Enceinte après un inceste dans l’enfance

Quand les violences sexuelles sont vécues dans le cadre de la famille, la future parentalité s’en trouve forcément affectée. Relations de couple, grossesse, accouchement, soins au nouveau-né… Tout peut raviver les douleurs et faire déraper la future mère. La présence des professionnels à ses côtés peut être déterminante.

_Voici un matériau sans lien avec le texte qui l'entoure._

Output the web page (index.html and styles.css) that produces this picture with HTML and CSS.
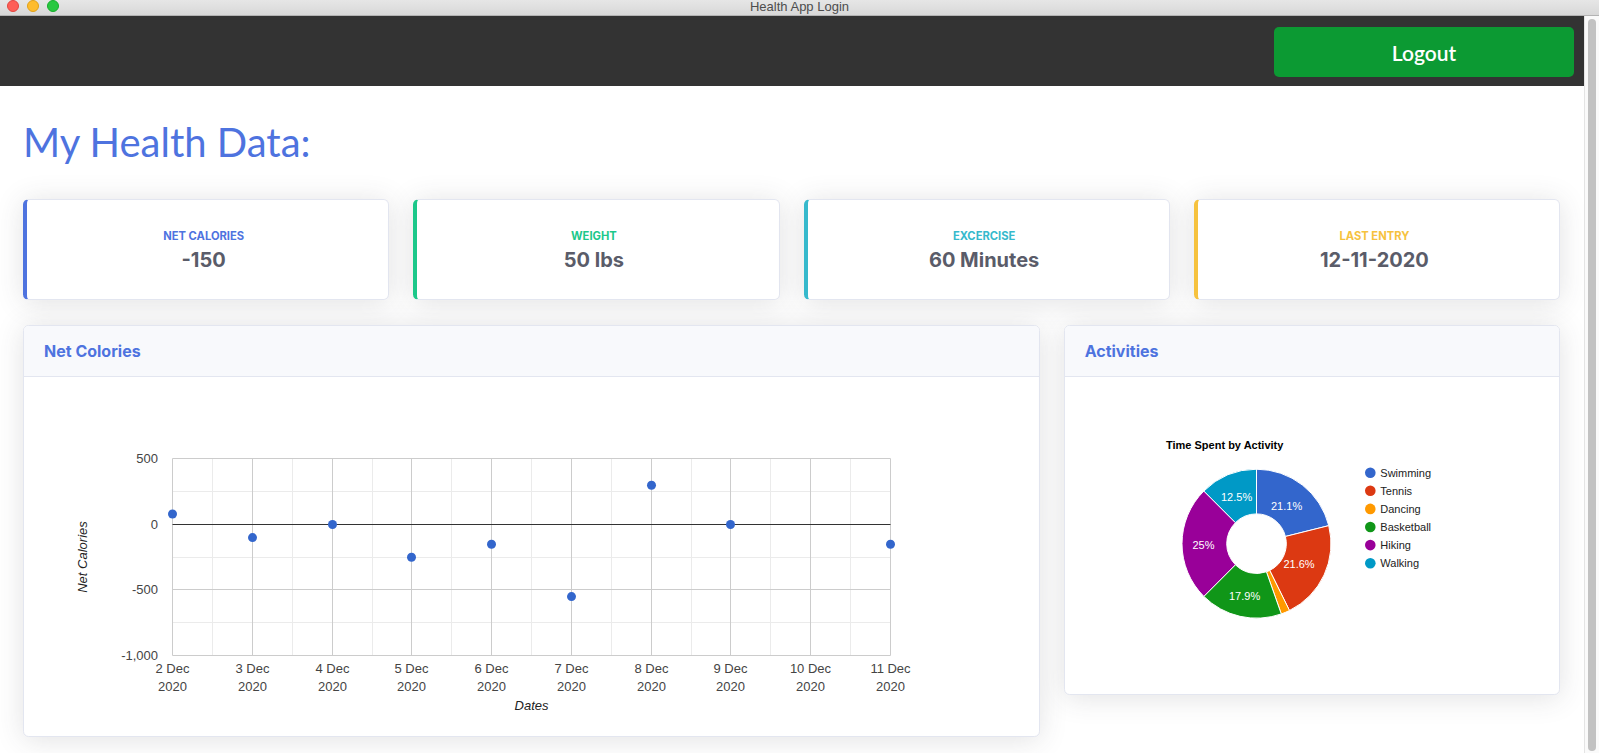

Alors qu’elles étaient encore mineures, quatre millions de personnes, au moins, avaient connu
l’inceste en France, en 2015. Probablement sous-estimé, le chiffre vient d’une enquête en ligne menée par l’Association internationale des victimes de l’inceste (AIVI), qui s’était associée à l’institut Harris Interactive. En 2009, le même type d’enquête chiffrait à deux millions le nombre de victimes. 9 % des femmes et 6 % des hommes. Aujourd’hui, la France compterait donc plus de trois millions de filles et de femmes survivantes de l’inceste. Certaines sont vos patientes. Pour la plupart d’entre elles, les conséquences sur leur santé et sur leur vie sont gigantesques. Comment devenir mère lorsqu’on a été agressée au sein de sa propre famille ?


DEUX FORMES D’INCESTE

L’inceste est une agression sexuelle de la part d’un membre de sa propre famille : un père, une mère, un oncle, une tante, un grand-père, une grand-mère… Parmi les agresseurs, les hommes dominent largement la scène, mais les femmes n’en sont pas absentes. Comme pour les autres maltraitances sexuelles, la violence peut être brutale, arriver subitement. La victime subit alors toutes les conséquences associées (voir Profession Sage-Femme n° 215, mai 2015, et n° 223, mars 2016), syndrome de stress post-traumatique en tête. « Pendant des années, on n’a pas réalisé les effets neurologiques d’un stress aussi aigu, note la psychiatre Catherine Bonnet. Mais aujourd’hui, il ne faudrait pas que le sujet de
la mémoire traumatique vienne occulter les autres formes d’inceste, plus insidieuses. » Dans ce dernier cas, très commun lorsque l’agression survient dans un cadre familial, la prise de conscience des abus est lente. Ces derniers apparaissent sous couvert de soins ou d’éducation, dans un continuum de gestes déplacés sur le corps de l’enfant. Il peut s’agir de toilettes vulvaires trop fréquentes, de décalottages intempestifs, de prises de température inutiles plusieurs fois par jour, etc. On parle parfois de « nursing pathologique ». La tendresse initiale se prolonge par des attouchements et des viols. Devenue adulte, la victime vit dans une grande confusion. Manipulée au cours de son enfance, elle ne distingue pas l’amour filial de la sexualité, ignore tout des gestes de tendresse normaux envers un enfant. Ici, l’intrusion inopinée de mauvais souvenirs par le biais de flashbacks, une des caractéristiques du syndrome de stress post-traumatique, cède la place à des troubles du comportement plus difficiles à repérer.